● **EXERCISE INSTRUCTIONS**
Write out the data again in full, exactly as it reads.

● **RECORDED DATA**
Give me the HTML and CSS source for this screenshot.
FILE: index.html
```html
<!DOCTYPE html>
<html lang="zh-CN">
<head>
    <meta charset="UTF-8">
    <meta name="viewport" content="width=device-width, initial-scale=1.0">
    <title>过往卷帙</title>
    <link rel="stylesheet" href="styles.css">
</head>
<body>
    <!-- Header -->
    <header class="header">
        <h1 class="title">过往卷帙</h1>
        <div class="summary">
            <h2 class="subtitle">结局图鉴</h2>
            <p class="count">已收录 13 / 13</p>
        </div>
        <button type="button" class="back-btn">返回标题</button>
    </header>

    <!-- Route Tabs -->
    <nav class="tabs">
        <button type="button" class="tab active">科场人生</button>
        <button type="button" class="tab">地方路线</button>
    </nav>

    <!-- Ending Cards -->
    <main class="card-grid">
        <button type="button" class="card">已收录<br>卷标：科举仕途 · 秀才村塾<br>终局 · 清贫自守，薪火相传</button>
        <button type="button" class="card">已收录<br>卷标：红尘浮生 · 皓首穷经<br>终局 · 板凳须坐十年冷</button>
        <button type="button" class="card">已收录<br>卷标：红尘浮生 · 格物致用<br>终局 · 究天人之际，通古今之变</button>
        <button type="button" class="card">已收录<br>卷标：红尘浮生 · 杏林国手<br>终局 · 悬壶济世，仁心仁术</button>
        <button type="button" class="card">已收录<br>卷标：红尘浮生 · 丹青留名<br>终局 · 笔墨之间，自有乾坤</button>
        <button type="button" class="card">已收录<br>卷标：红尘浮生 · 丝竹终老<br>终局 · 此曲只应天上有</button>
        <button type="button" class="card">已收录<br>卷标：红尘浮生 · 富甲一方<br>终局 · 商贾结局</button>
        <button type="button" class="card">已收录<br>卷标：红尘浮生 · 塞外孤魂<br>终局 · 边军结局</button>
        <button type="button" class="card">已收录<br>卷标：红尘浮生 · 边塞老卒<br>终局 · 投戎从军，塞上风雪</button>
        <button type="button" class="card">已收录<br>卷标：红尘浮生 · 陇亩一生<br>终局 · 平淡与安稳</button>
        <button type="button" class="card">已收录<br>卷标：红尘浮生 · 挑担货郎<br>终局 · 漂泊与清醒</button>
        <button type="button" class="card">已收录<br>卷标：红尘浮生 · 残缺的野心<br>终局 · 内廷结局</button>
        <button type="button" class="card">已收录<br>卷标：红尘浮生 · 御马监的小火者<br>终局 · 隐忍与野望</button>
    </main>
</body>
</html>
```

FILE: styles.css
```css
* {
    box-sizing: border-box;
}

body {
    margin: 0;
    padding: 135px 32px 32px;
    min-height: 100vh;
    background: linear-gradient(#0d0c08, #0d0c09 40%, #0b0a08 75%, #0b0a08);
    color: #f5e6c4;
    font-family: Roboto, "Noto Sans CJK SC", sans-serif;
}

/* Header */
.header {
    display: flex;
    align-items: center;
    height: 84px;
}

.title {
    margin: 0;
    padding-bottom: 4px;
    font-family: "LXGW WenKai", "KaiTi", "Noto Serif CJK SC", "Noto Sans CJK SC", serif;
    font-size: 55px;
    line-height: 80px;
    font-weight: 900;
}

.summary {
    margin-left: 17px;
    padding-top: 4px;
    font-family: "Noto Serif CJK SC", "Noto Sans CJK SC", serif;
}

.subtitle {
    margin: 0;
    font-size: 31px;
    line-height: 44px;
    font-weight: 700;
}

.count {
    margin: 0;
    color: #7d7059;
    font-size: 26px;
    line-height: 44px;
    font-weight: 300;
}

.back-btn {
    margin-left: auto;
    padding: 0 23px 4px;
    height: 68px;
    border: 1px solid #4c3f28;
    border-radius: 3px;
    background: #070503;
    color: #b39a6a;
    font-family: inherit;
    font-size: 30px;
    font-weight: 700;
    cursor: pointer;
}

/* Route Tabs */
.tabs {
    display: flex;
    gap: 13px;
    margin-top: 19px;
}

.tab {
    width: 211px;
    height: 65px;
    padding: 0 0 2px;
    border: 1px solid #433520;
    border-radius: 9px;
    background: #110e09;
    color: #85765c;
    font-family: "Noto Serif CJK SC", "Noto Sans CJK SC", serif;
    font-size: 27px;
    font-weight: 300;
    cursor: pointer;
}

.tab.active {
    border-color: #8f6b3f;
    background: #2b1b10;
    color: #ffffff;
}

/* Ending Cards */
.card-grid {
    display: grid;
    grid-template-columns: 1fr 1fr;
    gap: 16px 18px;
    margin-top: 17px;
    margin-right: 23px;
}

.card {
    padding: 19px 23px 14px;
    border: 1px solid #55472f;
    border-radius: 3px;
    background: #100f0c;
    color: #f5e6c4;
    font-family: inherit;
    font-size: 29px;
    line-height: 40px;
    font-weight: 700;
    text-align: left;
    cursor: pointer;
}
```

● **SOLUTION BELOW**
Give me the HTML and CSS source for this screenshot.
FILE: index.html
```html
<!DOCTYPE html>
<html lang="zh-CN">
<head>
    <meta charset="UTF-8">
    <meta name="viewport" content="width=device-width, initial-scale=1.0">
    <title>过往卷帙</title>
    <link rel="stylesheet" href="styles.css">
</head>
<body>
    <!-- Header -->
    <header class="header">
        <h1 class="title">过往卷帙</h1>
        <div class="summary">
            <h2 class="subtitle">结局图鉴</h2>
            <p class="count">已收录 13 / 13</p>
        </div>
        <button type="button" class="back-btn">返回标题</button>
    </header>

    <!-- Route Tabs -->
    <nav class="tabs">
        <button type="button" class="tab active">科场人生</button>
        <button type="button" class="tab">地方路线</button>
    </nav>

    <!-- Ending Cards -->
    <main class="card-grid">
        <button type="button" class="card">已收录<br>卷标：科举仕途 · 秀才村塾<br>终局 · 清贫自守，薪火相传</button>
        <button type="button" class="card">已收录<br>卷标：红尘浮生 · 皓首穷经<br>终局 · 板凳须坐十年冷</button>
        <button type="button" class="card">已收录<br>卷标：红尘浮生 · 格物致用<br>终局 · 究天人之际，通古今之变</button>
        <button type="button" class="card">已收录<br>卷标：红尘浮生 · 杏林国手<br>终局 · 悬壶济世，仁心仁术</button>
        <button type="button" class="card">已收录<br>卷标：红尘浮生 · 丹青留名<br>终局 · 笔墨之间，自有乾坤</button>
        <button type="button" class="card">已收录<br>卷标：红尘浮生 · 丝竹终老<br>终局 · 此曲只应天上有</button>
        <button type="button" class="card">已收录<br>卷标：红尘浮生 · 富甲一方<br>终局 · 商贾结局</button>
        <button type="button" class="card">已收录<br>卷标：红尘浮生 · 塞外孤魂<br>终局 · 边军结局</button>
        <button type="button" class="card">已收录<br>卷标：红尘浮生 · 边塞老卒<br>终局 · 投戎从军，塞上风雪</button>
        <button type="button" class="card">已收录<br>卷标：红尘浮生 · 陇亩一生<br>终局 · 平淡与安稳</button>
        <button type="button" class="card">已收录<br>卷标：红尘浮生 · 挑担货郎<br>终局 · 漂泊与清醒</button>
        <button type="button" class="card">已收录<br>卷标：红尘浮生 · 残缺的野心<br>终局 · 内廷结局</button>
        <button type="button" class="card">已收录<br>卷标：红尘浮生 · 御马监的小火者<br>终局 · 隐忍与野望</button>
    </main>
</body>
</html>
```

FILE: styles.css
```css
* {
    box-sizing: border-box;
}

body {
    margin: 0;
    padding: 135px 32px 32px;
    min-height: 100vh;
    background: linear-gradient(#0d0c08, #0d0c09 40%, #0b0a08 75%, #0b0a08);
    color: #f5e6c4;
    font-family: Roboto, "Noto Sans CJK SC", sans-serif;
}

/* Header */
.header {
    display: flex;
    align-items: center;
    height: 84px;
}

.title {
    margin: 0;
    padding-bottom: 4px;
    font-family: "LXGW WenKai", "KaiTi", "Noto Serif CJK SC", "Noto Sans CJK SC", serif;
    font-size: 55px;
    line-height: 80px;
    font-weight: 900;
}

.summary {
    margin-left: 17px;
    padding-top: 4px;
    font-family: "Noto Serif CJK SC", "Noto Sans CJK SC", serif;
}

.subtitle {
    margin: 0;
    font-size: 31px;
    line-height: 44px;
    font-weight: 700;
}

.count {
    margin: 0;
    color: #7d7059;
    font-size: 26px;
    line-height: 44px;
    font-weight: 300;
}

.back-btn {
    margin-left: auto;
    padding: 0 23px 4px;
    height: 68px;
    border: 1px solid #4c3f28;
    border-radius: 3px;
    background: #070503;
    color: #b39a6a;
    font-family: inherit;
    font-size: 30px;
    font-weight: 700;
    cursor: pointer;
}

/* Route Tabs */
.tabs {
    display: flex;
    gap: 13px;
    margin-top: 19px;
}

.tab {
    width: 211px;
    height: 65px;
    padding: 0 0 2px;
    border: 1px solid #433520;
    border-radius: 9px;
    background: #110e09;
    color: #85765c;
    font-family: "Noto Serif CJK SC", "Noto Sans CJK SC", serif;
    font-size: 27px;
    font-weight: 300;
    cursor: pointer;
}

.tab.active {
    border-color: #8f6b3f;
    background: #2b1b10;
    color: #ffffff;
}

/* Ending Cards */
.card-grid {
    display: grid;
    grid-template-columns: 1fr 1fr;
    gap: 16px 18px;
    margin-top: 17px;
    margin-right: 23px;
}

.card {
    padding: 19px 23px 14px;
    border: 1px solid #55472f;
    border-radius: 3px;
    background: #100f0c;
    color: #f5e6c4;
    font-family: inherit;
    font-size: 29px;
    line-height: 40px;
    font-weight: 700;
    text-align: left;
    cursor: pointer;
}
```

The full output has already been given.